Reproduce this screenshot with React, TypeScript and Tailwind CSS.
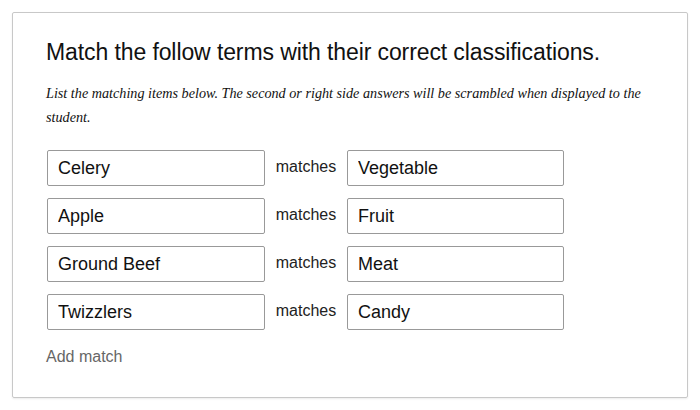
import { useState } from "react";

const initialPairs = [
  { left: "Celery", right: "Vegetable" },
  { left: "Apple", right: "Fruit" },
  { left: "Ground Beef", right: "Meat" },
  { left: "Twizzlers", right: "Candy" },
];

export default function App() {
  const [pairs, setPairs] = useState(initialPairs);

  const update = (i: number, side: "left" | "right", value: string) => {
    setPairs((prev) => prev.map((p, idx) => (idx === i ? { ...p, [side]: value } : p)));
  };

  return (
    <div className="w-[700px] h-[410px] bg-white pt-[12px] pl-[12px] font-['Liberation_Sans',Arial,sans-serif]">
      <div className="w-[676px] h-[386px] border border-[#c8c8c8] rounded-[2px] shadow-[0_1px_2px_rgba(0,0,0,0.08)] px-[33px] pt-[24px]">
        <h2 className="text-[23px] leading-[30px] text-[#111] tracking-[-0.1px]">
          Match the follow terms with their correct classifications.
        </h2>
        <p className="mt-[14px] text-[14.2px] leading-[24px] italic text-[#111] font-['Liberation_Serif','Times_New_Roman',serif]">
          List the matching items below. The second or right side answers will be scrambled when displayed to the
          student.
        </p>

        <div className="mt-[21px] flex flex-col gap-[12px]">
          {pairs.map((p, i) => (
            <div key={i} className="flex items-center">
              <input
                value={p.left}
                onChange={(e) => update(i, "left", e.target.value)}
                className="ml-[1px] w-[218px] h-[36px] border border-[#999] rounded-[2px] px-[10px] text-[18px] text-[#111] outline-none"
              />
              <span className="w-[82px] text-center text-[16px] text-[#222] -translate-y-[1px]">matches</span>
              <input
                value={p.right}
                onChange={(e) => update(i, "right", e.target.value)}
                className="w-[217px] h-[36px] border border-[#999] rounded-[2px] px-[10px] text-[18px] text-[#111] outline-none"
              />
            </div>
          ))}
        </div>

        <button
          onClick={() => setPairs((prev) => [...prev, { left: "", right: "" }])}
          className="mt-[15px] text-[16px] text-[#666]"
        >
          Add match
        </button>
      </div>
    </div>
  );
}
+---+
Exercise description
Transcribe all the lines above exactly, apart from the pictures.

Reply to the task
Reproduce this screenshot with React, TypeScript and Tailwind CSS.
import { useState } from "react";

const initialPairs = [
  { left: "Celery", right: "Vegetable" },
  { left: "Apple", right: "Fruit" },
  { left: "Ground Beef", right: "Meat" },
  { left: "Twizzlers", right: "Candy" },
];

export default function App() {
  const [pairs, setPairs] = useState(initialPairs);

  const update = (i: number, side: "left" | "right", value: string) => {
    setPairs((prev) => prev.map((p, idx) => (idx === i ? { ...p, [side]: value } : p)));
  };

  return (
    <div className="w-[700px] h-[410px] bg-white pt-[12px] pl-[12px] font-['Liberation_Sans',Arial,sans-serif]">
      <div className="w-[676px] h-[386px] border border-[#c8c8c8] rounded-[2px] shadow-[0_1px_2px_rgba(0,0,0,0.08)] px-[33px] pt-[24px]">
        <h2 className="text-[23px] leading-[30px] text-[#111] tracking-[-0.1px]">
          Match the follow terms with their correct classifications.
        </h2>
        <p className="mt-[14px] text-[14.2px] leading-[24px] italic text-[#111] font-['Liberation_Serif','Times_New_Roman',serif]">
          List the matching items below. The second or right side answers will be scrambled when displayed to the
          student.
        </p>

        <div className="mt-[21px] flex flex-col gap-[12px]">
          {pairs.map((p, i) => (
            <div key={i} className="flex items-center">
              <input
                value={p.left}
                onChange={(e) => update(i, "left", e.target.value)}
                className="ml-[1px] w-[218px] h-[36px] border border-[#999] rounded-[2px] px-[10px] text-[18px] text-[#111] outline-none"
              />
              <span className="w-[82px] text-center text-[16px] text-[#222] -translate-y-[1px]">matches</span>
              <input
                value={p.right}
                onChange={(e) => update(i, "right", e.target.value)}
                className="w-[217px] h-[36px] border border-[#999] rounded-[2px] px-[10px] text-[18px] text-[#111] outline-none"
              />
            </div>
          ))}
        </div>

        <button
          onClick={() => setPairs((prev) => [...prev, { left: "", right: "" }])}
          className="mt-[15px] text-[16px] text-[#666]"
        >
          Add match
        </button>
      </div>
    </div>
  );
}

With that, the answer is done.